To the editor:
Peter Margasak’s Post No Bills column of December 17, 1999, is simply an insult to the Lounge Ax, its owners, and to all of the bands and concertgoers who have seen the Lounge Ax as one of the few truly great places for live music in Chicago. While Margasak acknowledges the club’s great legacy, he ignores the fact that the Lounge Ax is still one of a very few establishments which truly care about independent rock.
Margasak is simply incorrect that “the quality of Lounge Ax’s bookings ha[ve] been slipping.” Yes, other clubs have opened, and they’ve increased the competition for bookings, but Lounge Ax’s quality relative to those other clubs has remained exceptionally high. The Reader’s Critic’s Choice selections, as well as Monica Kendrick’s Spot Check column, consistently list bands playing at the Lounge Ax more frequently than almost any other venue. And, after January 15, the Empty Bottle will be the only club in Chicago to book independent rock bands on an almost nightly basis. Hopefully, clubs like Schubas, the Beat Kitchen, the Hideout, and other venues will be able to pick up some of the bands who would otherwise have been booked at the Lounge Ax, but I doubt that they will be able to make up for the club’s demise. The loss of the Lounge Ax means that it will be just that much harder for touring bands to find a place to play in Chicago.

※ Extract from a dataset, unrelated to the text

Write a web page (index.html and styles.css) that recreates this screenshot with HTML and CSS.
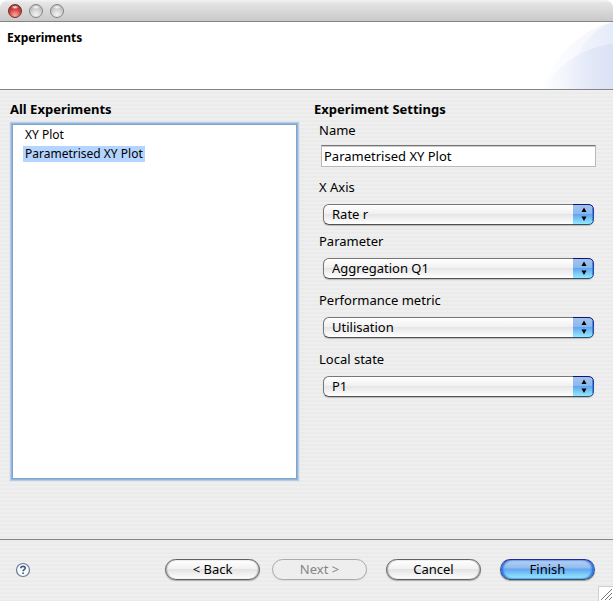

While all of this is bad enough, it is even worse that local bands will have a harder time finding a good performance venue. Margasak is completely dismissive of the effect that this will have on the Chicago music scene. It’s not just that “it may now be slightly more difficult for unknown local bands to get good gigs,” since there are plenty of very good, well-known (at least in independent rock circles) bands who are treated with little or no respect by many Chicago clubs. The point is that Sue and Julia treated all of the bands they booked with respect–a business strategy which rock clubs rarely pursue. Supportive clubs mean that bands have places where they can grow musically, establish a following, and gain experience. Perhaps none of this may affect the “average concertgoer,” but then again the average concertgoer probably never went to the Lounge Ax in the first place.

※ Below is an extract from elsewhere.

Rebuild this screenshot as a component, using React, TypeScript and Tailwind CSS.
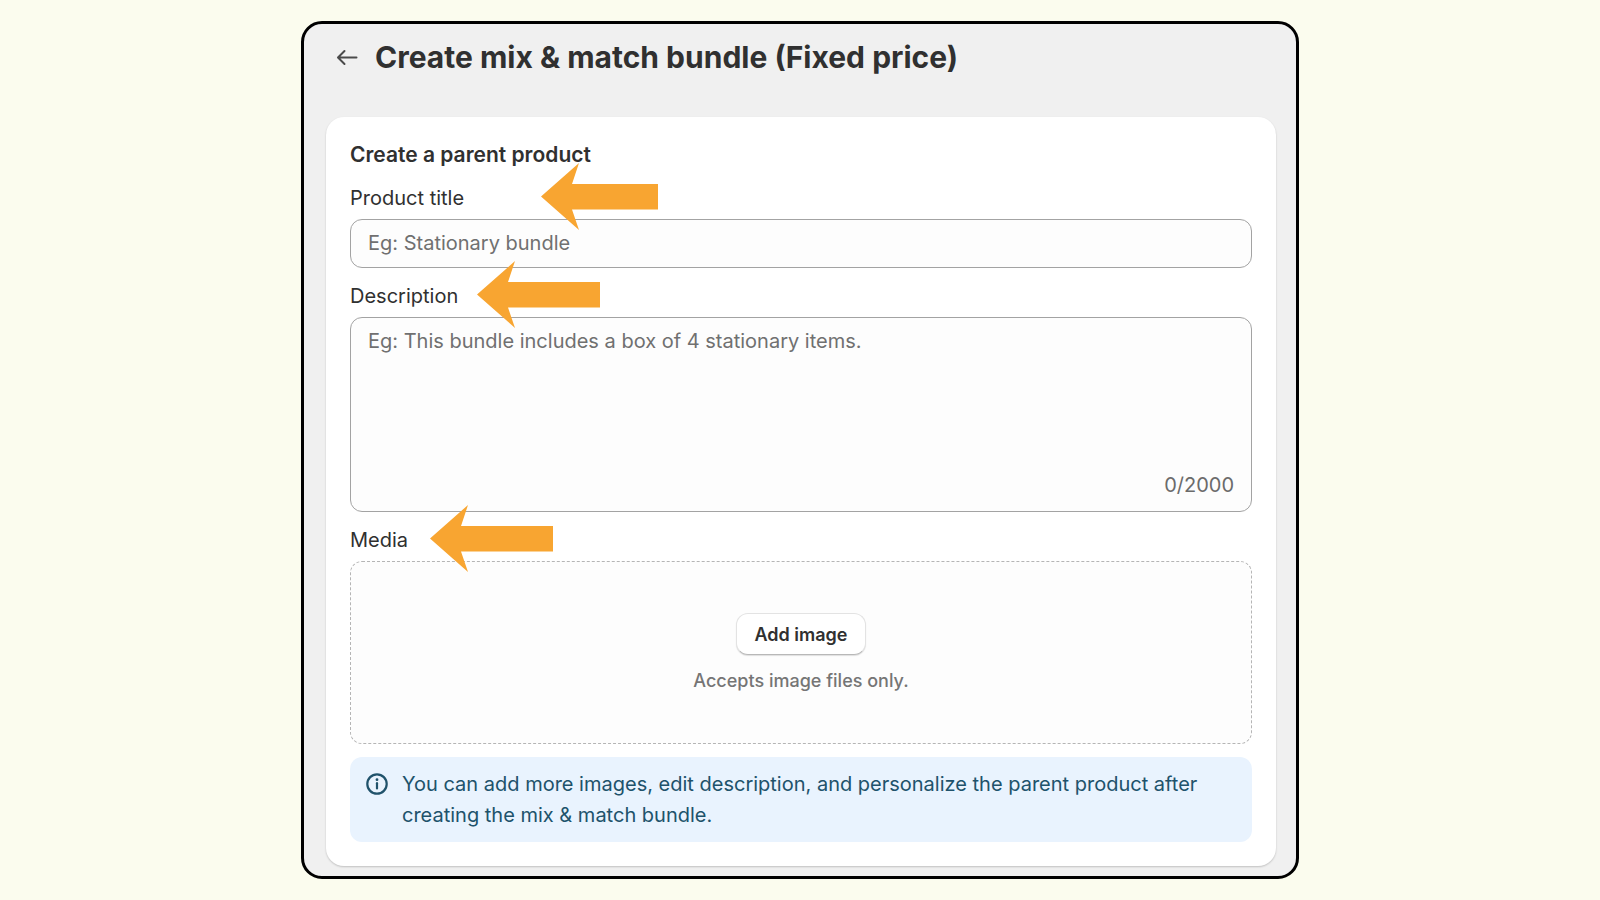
import type { ReactNode } from "react";

function PointerArrow({ width, className }: { width: number; className: string }) {
  return (
    <svg
      width={width}
      height={67}
      fill="#f8a531"
      aria-hidden="true"
      className={`pointer-events-none absolute -top-5 z-10 ${className}`}
    >
      <path d="M0 33.5 38 0 31 21H123V46.5H31L38 67Z" />
    </svg>
  );
}

function FieldLabel({ htmlFor, arrow, children }: { htmlFor: string; arrow: ReactNode; children: ReactNode }) {
  return (
    <div className="relative mb-[5px]">
      <label htmlFor={htmlFor}>{children}</label>
      {arrow}
    </div>
  );
}

function InfoIcon() {
  return (
    <svg viewBox="0 0 22 22" fill="none" aria-hidden="true" className="mt-1 size-[22px] shrink-0">
      <circle cx="11" cy="11" r="9.7" stroke="currentColor" strokeWidth="2.2" />
      <path d="M11 10.2v5.2" stroke="currentColor" strokeWidth="2.2" strokeLinecap="round" />
      <circle cx="11" cy="6.7" r="1.4" fill="currentColor" />
    </svg>
  );
}

export default function App() {
  return (
    <div className="flex min-h-screen items-center justify-center bg-[#fbfcee] font-['Inter','Liberation_Sans',sans-serif] text-[20px] leading-[31px] text-[#303030]">
      <main className="w-full max-w-[998px] rounded-[21px] border-[3px] border-black bg-[#f0f0f0] pr-5 pb-2.5 pl-[22px]">
        <header className="flex h-[93px] items-start gap-[17px] pt-3 pl-2.5">
          <button type="button" aria-label="Back" className="mt-2.5 text-[#4a4a4a]">
            <svg width="22" height="22" viewBox="0 0 22 22" fill="none" aria-hidden="true">
              <path
                d="M20.5 11.5H2.5M8.5 5 2 11.5 8.5 18"
                stroke="currentColor"
                strokeWidth="2"
                strokeLinecap="round"
                strokeLinejoin="round"
              />
            </svg>
          </button>
          <h1 className="text-[30px] leading-[42px] font-bold">Create mix &amp; match bundle (Fixed price)</h1>
        </header>

        <form className="flex flex-col gap-[13px] rounded-[18px] bg-white px-6 pt-[22px] pb-6 shadow-[0_1px_2px_rgba(0,0,0,0.2)]">
          <h2 className="text-[21px] font-semibold">Create a parent product</h2>

          <div>
            <FieldLabel htmlFor="title" arrow={<PointerArrow width={117} className="left-[191px]" />}>
              Product title
            </FieldLabel>
            <input
              id="title"
              type="text"
              placeholder="Eg: Stationary bundle"
              className="block h-[49px] w-full rounded-xl border border-[#a3a3a3] bg-[#fdfdfd] px-[17px] pb-0.5 placeholder:text-[#707070]"
            />
          </div>

          <div>
            <FieldLabel htmlFor="description" arrow={<PointerArrow width={123} className="left-[127px]" />}>
              Description
            </FieldLabel>
            <div className="relative">
              <textarea
                id="description"
                maxLength={2000}
                placeholder="Eg: This bundle includes a box of 4 stationary items."
                className="block h-[195px] w-full resize-none rounded-xl border border-[#a3a3a3] bg-[#fdfdfd] px-[17px] py-2 placeholder:text-[#707070]"
              />
              <span className="absolute right-[18px] bottom-[11px] text-[#6b6b6b]">0/2000</span>
            </div>
          </div>

          <div>
            <FieldLabel htmlFor="media" arrow={<PointerArrow width={123} className="left-20" />}>
              Media
            </FieldLabel>
            <div className="flex h-[183px] flex-col items-center justify-center gap-2.5 rounded-xl border border-dashed border-[#b5b5b5] bg-[#fdfdfd] pt-1">
              <button
                id="media"
                type="button"
                className="h-[42px] rounded-xl border border-[#e3e3e3] border-b-[#b8b8b8] bg-white px-[18px] text-[18px] font-semibold shadow-[0_1px_1px_rgba(0,0,0,0.12)]"
              >
                Add image
              </button>
              <p className="text-[18px] font-medium text-[#757575]">Accepts image files only.</p>
            </div>
          </div>

          <div className="flex gap-3.5 rounded-xl bg-[#e9f3fe] px-4 pt-3 pb-[11px] text-[#20526b]">
            <InfoIcon />
            <p>
              You can add more images, edit description, and personalize the parent product after creating the mix &amp;
              match bundle.
            </p>
          </div>
        </form>
      </main>
    </div>
  );
}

This attitude is just insulting. Margasak is simply deluded if he thinks that people who care about independent music won’t be adversely affected by Lounge Ax’s closing. Those people are the “average concertgoers” who matter in this picture. They’re the ones who pay attention to the Reader’s music coverage, and who tend to frequent the Empty Bottle, Schubas, and the other clubs which will continue in Lounge Ax’s absence. These clubs aren’t going to be able to pick up all of the slack, and that means that some very good bands are going to slip through Chicago unheard.
Perhaps Margasak’s point is that he no longer cares about independent music either. As he says, “indie and alternative rock…went out with yesterday’s papers, overwhelmed by a much broader range of niche interests.” I have no idea what he even means by such a statement. There are plenty of bands on independent labels doing great rock music, and you can still go to the Lounge Ax or the Empty Bottle and hear most of them. Sure, there’s “electronica,” and all of its associated subgenres, but this hardly means that rock music is dead. And judging by the crowds I still see at Lounge Ax on a regular basis, I would imagine that there are at least a few other people out there who don’t share Margasak’s assessment.
Ultimately, Margasak’s attempt to place the loss of the Lounge Ax in context is misguided. Exciting bands still play there, and local bands are still treated with respect. While Margasak may no longer care about any of this, I think that there are a lot of other people in Chicago who would strongly disagree, and who view the closure of the Lounge Ax as a very sad event indeed.